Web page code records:
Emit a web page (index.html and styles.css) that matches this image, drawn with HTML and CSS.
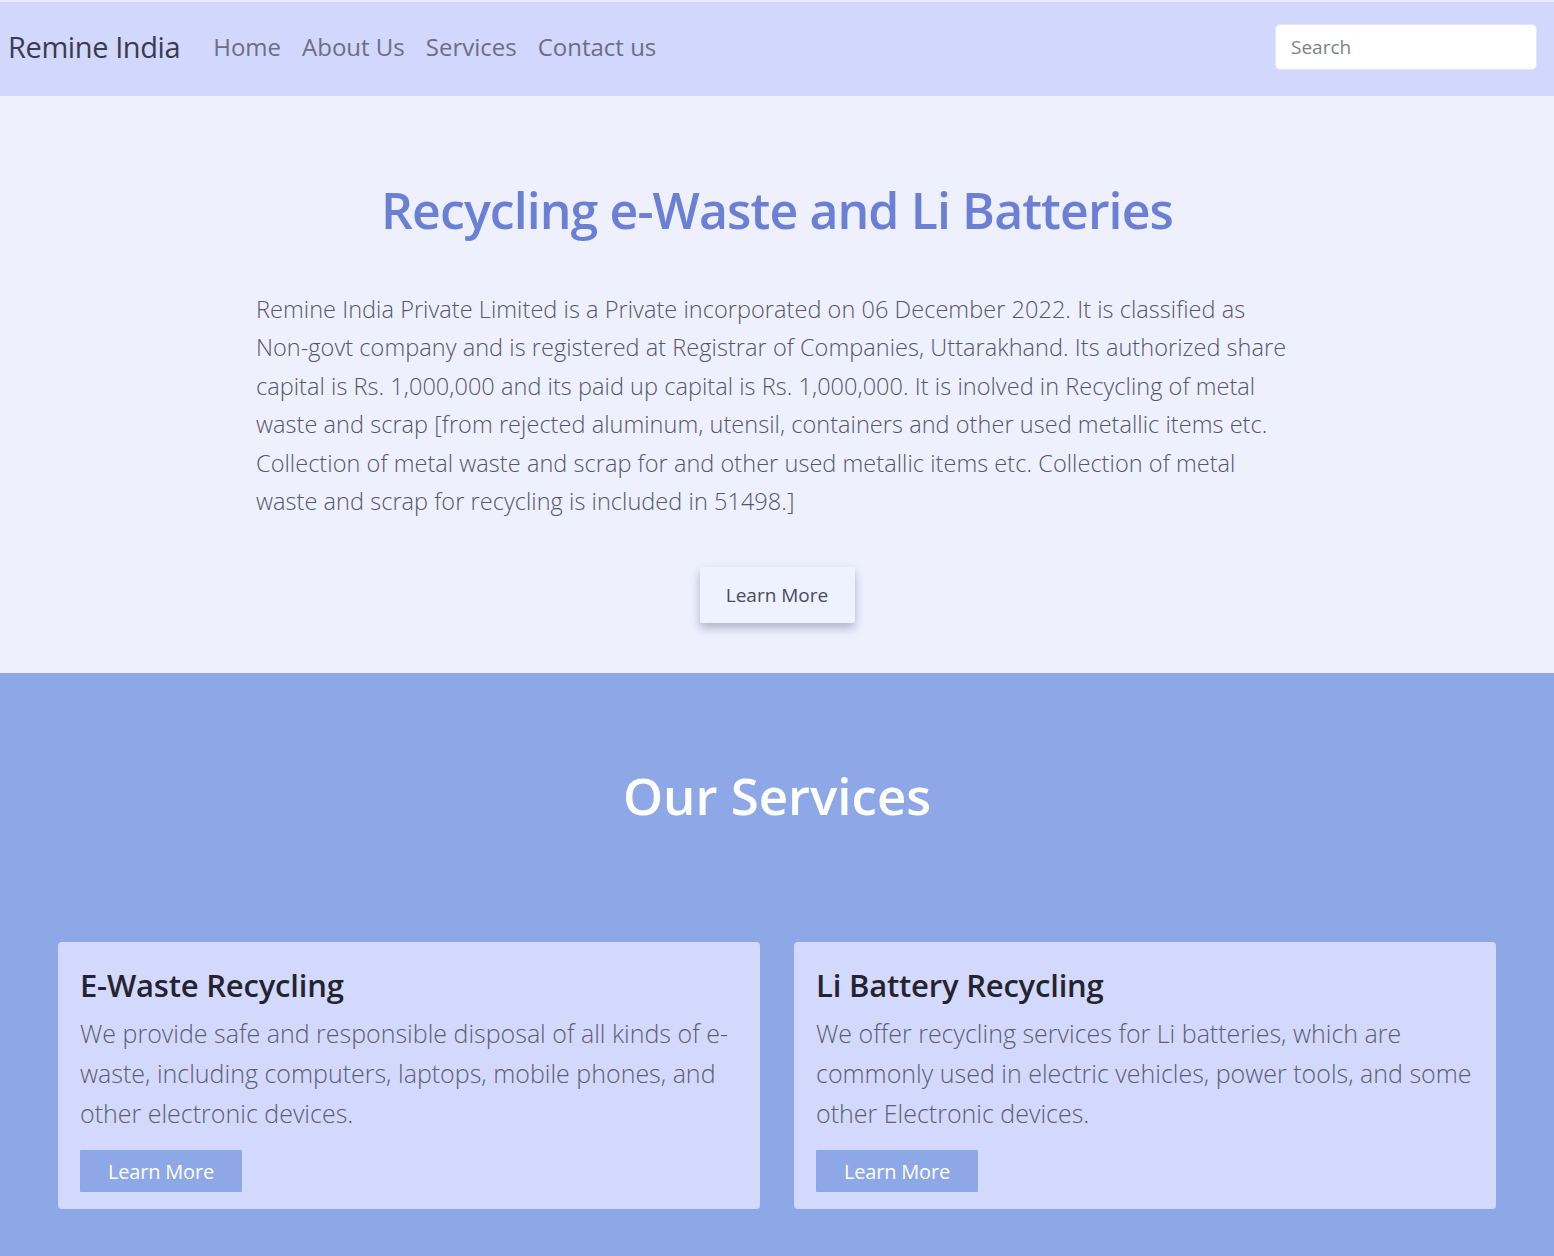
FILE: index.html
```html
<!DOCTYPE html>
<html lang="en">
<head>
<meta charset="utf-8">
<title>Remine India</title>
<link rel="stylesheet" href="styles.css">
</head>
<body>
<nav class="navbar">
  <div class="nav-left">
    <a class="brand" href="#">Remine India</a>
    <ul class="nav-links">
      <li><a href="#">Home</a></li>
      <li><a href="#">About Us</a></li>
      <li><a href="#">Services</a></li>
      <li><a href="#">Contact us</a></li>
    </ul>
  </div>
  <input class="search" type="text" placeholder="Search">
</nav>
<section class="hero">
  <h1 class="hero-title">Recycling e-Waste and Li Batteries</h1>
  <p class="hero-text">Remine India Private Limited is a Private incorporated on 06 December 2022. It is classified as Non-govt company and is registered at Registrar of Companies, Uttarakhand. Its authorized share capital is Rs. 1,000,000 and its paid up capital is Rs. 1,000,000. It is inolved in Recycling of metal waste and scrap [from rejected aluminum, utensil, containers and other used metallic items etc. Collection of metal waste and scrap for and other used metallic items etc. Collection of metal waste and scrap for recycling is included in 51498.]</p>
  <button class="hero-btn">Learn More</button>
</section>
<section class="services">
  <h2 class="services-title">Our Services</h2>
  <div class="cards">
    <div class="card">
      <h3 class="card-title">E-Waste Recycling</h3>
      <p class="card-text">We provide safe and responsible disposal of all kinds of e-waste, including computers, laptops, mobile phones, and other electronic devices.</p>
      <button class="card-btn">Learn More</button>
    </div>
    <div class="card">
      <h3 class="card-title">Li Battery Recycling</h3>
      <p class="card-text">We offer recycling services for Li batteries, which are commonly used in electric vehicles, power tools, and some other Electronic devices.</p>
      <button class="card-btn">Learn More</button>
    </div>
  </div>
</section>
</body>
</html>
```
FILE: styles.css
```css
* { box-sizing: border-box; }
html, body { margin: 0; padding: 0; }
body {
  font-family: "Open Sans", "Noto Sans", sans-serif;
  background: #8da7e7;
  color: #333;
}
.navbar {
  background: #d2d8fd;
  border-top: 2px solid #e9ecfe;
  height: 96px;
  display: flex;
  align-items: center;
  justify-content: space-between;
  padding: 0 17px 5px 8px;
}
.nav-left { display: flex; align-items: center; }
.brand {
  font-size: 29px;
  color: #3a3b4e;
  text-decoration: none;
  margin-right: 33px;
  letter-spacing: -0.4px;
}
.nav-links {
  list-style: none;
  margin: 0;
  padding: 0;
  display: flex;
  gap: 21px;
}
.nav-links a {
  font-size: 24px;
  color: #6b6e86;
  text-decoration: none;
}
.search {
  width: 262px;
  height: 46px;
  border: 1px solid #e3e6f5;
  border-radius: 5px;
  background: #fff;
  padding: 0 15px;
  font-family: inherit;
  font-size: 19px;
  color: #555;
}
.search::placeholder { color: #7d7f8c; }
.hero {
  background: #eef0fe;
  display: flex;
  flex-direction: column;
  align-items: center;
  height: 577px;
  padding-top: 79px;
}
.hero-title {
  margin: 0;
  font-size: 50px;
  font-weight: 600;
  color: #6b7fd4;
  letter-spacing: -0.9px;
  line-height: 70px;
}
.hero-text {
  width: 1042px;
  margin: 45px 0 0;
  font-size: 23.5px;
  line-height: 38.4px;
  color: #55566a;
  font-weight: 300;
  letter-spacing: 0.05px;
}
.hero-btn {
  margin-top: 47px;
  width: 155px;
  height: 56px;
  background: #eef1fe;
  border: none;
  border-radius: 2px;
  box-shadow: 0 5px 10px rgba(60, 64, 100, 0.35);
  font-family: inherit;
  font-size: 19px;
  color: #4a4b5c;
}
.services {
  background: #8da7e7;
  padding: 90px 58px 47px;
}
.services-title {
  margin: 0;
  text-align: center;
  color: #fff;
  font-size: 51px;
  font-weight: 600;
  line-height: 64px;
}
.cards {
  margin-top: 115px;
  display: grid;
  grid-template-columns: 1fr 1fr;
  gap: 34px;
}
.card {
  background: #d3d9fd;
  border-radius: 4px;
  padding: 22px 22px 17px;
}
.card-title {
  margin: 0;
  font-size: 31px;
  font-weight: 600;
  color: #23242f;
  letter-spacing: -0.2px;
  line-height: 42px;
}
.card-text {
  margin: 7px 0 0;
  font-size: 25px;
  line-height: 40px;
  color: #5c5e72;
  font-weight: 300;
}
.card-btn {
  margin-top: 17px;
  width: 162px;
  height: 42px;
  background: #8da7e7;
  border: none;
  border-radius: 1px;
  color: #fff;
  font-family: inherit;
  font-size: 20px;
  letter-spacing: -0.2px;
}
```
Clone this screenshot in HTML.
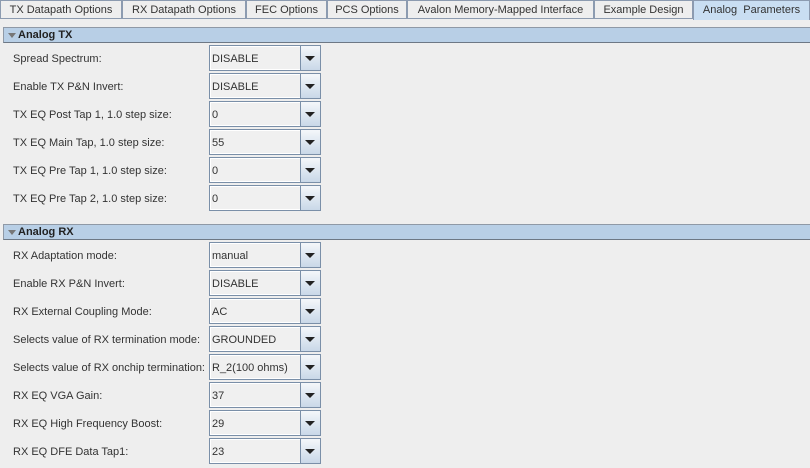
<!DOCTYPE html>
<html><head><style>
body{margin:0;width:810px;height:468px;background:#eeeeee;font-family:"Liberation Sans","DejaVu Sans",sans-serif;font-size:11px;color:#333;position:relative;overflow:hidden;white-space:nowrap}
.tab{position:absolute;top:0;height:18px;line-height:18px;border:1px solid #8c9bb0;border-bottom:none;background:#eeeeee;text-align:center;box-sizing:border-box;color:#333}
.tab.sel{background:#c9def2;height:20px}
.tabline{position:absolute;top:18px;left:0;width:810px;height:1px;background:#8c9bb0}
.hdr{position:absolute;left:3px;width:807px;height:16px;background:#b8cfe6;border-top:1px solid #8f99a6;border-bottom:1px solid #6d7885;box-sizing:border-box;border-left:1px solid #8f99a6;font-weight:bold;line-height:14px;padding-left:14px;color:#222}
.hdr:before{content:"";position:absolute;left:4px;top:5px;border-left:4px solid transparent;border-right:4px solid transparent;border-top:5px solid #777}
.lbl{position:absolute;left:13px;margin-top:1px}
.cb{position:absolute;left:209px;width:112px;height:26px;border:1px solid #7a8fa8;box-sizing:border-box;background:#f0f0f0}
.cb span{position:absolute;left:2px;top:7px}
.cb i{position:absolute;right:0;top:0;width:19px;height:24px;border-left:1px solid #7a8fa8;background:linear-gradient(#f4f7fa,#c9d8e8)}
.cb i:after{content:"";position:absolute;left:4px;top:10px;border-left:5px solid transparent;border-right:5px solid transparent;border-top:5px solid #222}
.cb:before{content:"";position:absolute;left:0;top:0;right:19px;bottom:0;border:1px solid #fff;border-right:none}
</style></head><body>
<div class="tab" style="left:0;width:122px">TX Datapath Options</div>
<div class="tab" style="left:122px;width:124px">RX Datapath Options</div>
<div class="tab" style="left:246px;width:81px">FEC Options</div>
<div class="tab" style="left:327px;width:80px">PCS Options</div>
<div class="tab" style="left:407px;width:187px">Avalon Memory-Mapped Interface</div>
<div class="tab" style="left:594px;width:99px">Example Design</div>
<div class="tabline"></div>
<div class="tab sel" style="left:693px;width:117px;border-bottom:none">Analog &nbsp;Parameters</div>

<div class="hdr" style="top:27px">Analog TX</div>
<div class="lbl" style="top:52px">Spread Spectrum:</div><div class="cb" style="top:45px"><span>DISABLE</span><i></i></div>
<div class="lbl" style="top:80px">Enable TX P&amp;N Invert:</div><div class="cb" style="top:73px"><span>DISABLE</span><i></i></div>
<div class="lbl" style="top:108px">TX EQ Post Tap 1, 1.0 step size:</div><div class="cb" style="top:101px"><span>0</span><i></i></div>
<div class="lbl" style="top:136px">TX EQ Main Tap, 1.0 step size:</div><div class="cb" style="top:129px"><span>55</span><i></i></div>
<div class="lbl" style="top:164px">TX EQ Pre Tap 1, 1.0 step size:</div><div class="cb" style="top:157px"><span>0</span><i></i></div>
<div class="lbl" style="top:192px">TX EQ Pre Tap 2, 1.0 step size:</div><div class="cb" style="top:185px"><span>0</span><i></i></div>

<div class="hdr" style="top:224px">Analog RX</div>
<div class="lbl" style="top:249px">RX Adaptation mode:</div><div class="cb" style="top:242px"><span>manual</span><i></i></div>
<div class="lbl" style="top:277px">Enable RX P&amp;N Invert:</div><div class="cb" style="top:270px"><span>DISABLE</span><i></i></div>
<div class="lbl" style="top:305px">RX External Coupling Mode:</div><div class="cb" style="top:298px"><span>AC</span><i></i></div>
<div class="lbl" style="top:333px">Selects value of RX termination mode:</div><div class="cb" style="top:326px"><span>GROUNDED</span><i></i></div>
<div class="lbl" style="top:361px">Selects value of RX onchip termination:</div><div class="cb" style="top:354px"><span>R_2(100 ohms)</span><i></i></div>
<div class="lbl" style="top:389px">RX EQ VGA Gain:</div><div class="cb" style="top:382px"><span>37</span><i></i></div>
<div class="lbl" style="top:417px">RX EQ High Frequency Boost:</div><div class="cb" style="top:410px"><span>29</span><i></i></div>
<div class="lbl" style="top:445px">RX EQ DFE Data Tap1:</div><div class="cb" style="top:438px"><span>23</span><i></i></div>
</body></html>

= What you should do =
Look above for every line with the word "styles" and copy it.

= Output below =
Emit a web page (index.html and styles.css) that matches this image, drawn with HTML and CSS.
<link rel="stylesheet" href="styles.css">
FILE: styles.css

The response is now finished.